** begin Stored data **
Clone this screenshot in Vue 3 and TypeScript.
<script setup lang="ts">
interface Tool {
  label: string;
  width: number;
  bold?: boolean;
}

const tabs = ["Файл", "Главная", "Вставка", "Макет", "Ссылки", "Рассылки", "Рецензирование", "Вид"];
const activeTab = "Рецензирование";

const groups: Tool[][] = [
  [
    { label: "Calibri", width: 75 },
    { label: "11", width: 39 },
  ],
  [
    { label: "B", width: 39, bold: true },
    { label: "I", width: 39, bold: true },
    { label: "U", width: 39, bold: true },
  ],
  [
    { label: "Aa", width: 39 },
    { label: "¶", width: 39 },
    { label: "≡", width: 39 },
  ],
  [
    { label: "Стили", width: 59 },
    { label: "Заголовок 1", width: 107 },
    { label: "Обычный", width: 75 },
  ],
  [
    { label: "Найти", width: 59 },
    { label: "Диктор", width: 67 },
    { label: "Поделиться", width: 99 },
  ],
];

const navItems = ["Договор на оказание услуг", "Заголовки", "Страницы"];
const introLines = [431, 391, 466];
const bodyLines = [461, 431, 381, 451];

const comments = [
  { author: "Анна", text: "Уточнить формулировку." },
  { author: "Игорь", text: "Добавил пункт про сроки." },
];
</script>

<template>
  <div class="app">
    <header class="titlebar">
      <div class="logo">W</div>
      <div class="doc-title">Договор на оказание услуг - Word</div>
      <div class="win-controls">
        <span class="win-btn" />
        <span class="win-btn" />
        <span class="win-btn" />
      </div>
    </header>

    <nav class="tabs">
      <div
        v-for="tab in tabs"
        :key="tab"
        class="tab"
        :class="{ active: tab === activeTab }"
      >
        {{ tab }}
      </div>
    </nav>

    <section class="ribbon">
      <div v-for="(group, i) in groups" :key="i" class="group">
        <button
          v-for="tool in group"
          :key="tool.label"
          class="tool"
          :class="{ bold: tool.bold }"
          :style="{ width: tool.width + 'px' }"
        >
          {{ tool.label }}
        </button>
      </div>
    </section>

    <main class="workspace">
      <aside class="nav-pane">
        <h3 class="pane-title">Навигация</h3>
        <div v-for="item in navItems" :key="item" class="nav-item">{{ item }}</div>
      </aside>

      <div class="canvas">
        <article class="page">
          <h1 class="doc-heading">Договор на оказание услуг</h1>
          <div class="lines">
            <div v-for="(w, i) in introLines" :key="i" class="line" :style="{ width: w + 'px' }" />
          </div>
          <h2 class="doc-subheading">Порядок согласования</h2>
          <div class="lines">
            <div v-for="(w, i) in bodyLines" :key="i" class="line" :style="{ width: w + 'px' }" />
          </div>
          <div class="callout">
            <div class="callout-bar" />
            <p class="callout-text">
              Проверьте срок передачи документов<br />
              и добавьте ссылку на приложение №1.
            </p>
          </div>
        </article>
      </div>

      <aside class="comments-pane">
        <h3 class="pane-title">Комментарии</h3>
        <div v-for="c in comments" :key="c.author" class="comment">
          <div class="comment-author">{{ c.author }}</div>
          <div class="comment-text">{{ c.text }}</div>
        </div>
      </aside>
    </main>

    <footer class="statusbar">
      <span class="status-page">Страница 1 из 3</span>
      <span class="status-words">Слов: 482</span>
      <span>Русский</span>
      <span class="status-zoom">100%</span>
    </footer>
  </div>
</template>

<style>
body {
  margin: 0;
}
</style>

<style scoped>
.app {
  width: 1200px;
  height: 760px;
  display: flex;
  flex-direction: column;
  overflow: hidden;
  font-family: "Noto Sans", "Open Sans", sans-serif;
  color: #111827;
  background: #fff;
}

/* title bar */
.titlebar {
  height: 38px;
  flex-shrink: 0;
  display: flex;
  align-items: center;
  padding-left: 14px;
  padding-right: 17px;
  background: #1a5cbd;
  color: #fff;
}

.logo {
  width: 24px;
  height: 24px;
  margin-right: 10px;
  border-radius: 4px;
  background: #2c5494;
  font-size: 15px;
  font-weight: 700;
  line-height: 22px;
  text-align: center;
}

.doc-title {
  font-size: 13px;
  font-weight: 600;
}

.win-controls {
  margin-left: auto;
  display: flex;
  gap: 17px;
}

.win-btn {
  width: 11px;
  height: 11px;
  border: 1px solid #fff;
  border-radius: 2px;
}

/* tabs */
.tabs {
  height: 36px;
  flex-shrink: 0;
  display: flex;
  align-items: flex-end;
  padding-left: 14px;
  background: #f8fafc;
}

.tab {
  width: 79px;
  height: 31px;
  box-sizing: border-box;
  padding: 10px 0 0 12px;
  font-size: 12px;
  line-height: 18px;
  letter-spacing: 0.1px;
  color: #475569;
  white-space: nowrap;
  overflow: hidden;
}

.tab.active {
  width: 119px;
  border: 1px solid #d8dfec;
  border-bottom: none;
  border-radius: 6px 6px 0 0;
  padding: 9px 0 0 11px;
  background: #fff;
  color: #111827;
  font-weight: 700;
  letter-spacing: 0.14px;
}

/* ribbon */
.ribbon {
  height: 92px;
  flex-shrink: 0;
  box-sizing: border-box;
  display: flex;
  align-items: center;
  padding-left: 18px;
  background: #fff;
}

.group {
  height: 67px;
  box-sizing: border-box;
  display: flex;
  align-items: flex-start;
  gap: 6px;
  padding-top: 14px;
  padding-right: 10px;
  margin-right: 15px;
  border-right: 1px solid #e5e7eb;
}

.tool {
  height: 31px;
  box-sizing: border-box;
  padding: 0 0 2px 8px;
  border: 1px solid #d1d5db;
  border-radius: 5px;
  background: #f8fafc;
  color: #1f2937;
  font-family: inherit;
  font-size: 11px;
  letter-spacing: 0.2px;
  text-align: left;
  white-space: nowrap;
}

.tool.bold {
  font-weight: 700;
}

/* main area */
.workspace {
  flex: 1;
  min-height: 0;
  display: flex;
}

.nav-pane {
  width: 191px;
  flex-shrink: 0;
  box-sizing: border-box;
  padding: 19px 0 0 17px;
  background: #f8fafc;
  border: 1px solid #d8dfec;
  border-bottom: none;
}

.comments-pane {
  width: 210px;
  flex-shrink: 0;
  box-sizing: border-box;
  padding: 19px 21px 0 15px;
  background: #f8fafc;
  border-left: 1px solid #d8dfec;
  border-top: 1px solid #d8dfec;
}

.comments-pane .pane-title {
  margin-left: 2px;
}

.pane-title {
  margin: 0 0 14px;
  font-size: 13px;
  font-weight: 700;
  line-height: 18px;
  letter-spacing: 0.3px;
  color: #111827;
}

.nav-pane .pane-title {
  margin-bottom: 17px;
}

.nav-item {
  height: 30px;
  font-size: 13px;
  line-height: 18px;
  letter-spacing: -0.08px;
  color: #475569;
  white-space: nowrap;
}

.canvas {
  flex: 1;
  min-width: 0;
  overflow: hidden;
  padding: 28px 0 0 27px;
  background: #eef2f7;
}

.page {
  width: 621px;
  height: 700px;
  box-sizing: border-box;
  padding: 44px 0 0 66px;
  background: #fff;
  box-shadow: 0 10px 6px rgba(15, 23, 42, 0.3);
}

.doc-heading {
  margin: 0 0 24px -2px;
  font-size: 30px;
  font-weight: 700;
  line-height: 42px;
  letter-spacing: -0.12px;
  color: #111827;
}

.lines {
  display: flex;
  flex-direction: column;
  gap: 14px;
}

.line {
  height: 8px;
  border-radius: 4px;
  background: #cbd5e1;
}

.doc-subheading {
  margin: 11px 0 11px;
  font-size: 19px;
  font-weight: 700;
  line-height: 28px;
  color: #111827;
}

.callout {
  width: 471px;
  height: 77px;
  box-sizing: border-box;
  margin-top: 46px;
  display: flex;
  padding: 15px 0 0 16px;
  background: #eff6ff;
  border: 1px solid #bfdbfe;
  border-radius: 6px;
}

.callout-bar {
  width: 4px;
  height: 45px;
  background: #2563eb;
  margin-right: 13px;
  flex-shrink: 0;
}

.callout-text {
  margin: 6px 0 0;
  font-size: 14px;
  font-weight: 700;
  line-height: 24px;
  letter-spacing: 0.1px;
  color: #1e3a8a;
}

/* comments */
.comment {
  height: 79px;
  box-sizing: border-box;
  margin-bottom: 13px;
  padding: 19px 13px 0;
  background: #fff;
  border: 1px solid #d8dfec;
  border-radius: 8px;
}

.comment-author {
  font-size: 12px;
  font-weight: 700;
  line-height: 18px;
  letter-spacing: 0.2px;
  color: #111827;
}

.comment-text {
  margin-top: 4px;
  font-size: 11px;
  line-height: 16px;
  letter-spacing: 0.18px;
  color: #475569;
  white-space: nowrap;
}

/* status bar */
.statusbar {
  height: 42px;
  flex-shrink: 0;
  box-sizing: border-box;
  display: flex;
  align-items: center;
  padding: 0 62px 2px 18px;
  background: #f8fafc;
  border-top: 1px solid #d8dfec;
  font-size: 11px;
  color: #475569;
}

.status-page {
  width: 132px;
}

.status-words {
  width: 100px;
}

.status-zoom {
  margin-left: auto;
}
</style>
** end Stored data **
** begin Stored data **
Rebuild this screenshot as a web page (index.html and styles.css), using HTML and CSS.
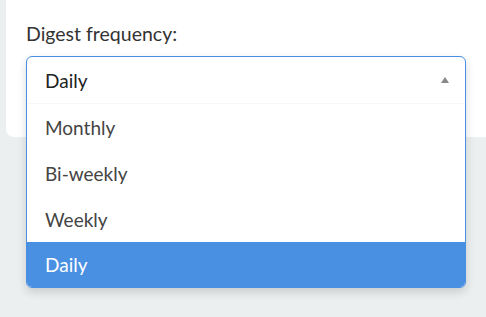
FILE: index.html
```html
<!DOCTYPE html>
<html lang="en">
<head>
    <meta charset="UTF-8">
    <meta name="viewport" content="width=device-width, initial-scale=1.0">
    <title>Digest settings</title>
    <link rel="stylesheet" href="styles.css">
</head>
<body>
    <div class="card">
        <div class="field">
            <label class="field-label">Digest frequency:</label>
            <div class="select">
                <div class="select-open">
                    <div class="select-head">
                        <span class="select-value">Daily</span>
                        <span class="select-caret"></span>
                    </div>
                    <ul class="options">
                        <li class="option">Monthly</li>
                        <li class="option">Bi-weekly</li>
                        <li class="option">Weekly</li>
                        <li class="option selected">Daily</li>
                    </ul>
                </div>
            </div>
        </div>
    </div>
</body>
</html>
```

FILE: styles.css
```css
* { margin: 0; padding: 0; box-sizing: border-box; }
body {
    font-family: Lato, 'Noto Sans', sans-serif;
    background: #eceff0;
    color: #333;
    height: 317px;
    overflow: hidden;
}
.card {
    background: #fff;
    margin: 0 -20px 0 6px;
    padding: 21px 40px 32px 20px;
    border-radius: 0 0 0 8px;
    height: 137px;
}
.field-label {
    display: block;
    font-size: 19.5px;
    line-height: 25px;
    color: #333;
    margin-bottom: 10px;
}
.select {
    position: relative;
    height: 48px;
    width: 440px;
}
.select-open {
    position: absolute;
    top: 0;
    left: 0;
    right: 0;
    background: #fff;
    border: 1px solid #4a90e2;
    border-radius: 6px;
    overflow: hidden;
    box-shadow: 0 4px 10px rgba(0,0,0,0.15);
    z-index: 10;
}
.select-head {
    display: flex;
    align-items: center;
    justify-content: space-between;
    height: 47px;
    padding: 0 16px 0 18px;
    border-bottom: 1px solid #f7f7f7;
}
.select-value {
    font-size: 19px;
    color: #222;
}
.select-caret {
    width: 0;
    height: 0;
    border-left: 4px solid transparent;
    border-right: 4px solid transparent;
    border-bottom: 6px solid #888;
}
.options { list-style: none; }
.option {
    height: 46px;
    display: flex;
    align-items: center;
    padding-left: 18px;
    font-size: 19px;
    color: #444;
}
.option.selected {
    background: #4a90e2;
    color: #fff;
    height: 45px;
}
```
** end Stored data **
*Problem details*: From the line with "Clone this screenshot" through the line with "const bodyLines = [461, 431, 381, 451];", set down every line exactly and nothing besides.

*Answer to this task*:
Clone this screenshot in Vue 3 and TypeScript.
<script setup lang="ts">
interface Tool {
  label: string;
  width: number;
  bold?: boolean;
}

const tabs = ["Файл", "Главная", "Вставка", "Макет", "Ссылки", "Рассылки", "Рецензирование", "Вид"];
const activeTab = "Рецензирование";

const groups: Tool[][] = [
  [
    { label: "Calibri", width: 75 },
    { label: "11", width: 39 },
  ],
  [
    { label: "B", width: 39, bold: true },
    { label: "I", width: 39, bold: true },
    { label: "U", width: 39, bold: true },
  ],
  [
    { label: "Aa", width: 39 },
    { label: "¶", width: 39 },
    { label: "≡", width: 39 },
  ],
  [
    { label: "Стили", width: 59 },
    { label: "Заголовок 1", width: 107 },
    { label: "Обычный", width: 75 },
  ],
  [
    { label: "Найти", width: 59 },
    { label: "Диктор", width: 67 },
    { label: "Поделиться", width: 99 },
  ],
];

const navItems = ["Договор на оказание услуг", "Заголовки", "Страницы"];
const introLines = [431, 391, 466];
const bodyLines = [461, 431, 381, 451];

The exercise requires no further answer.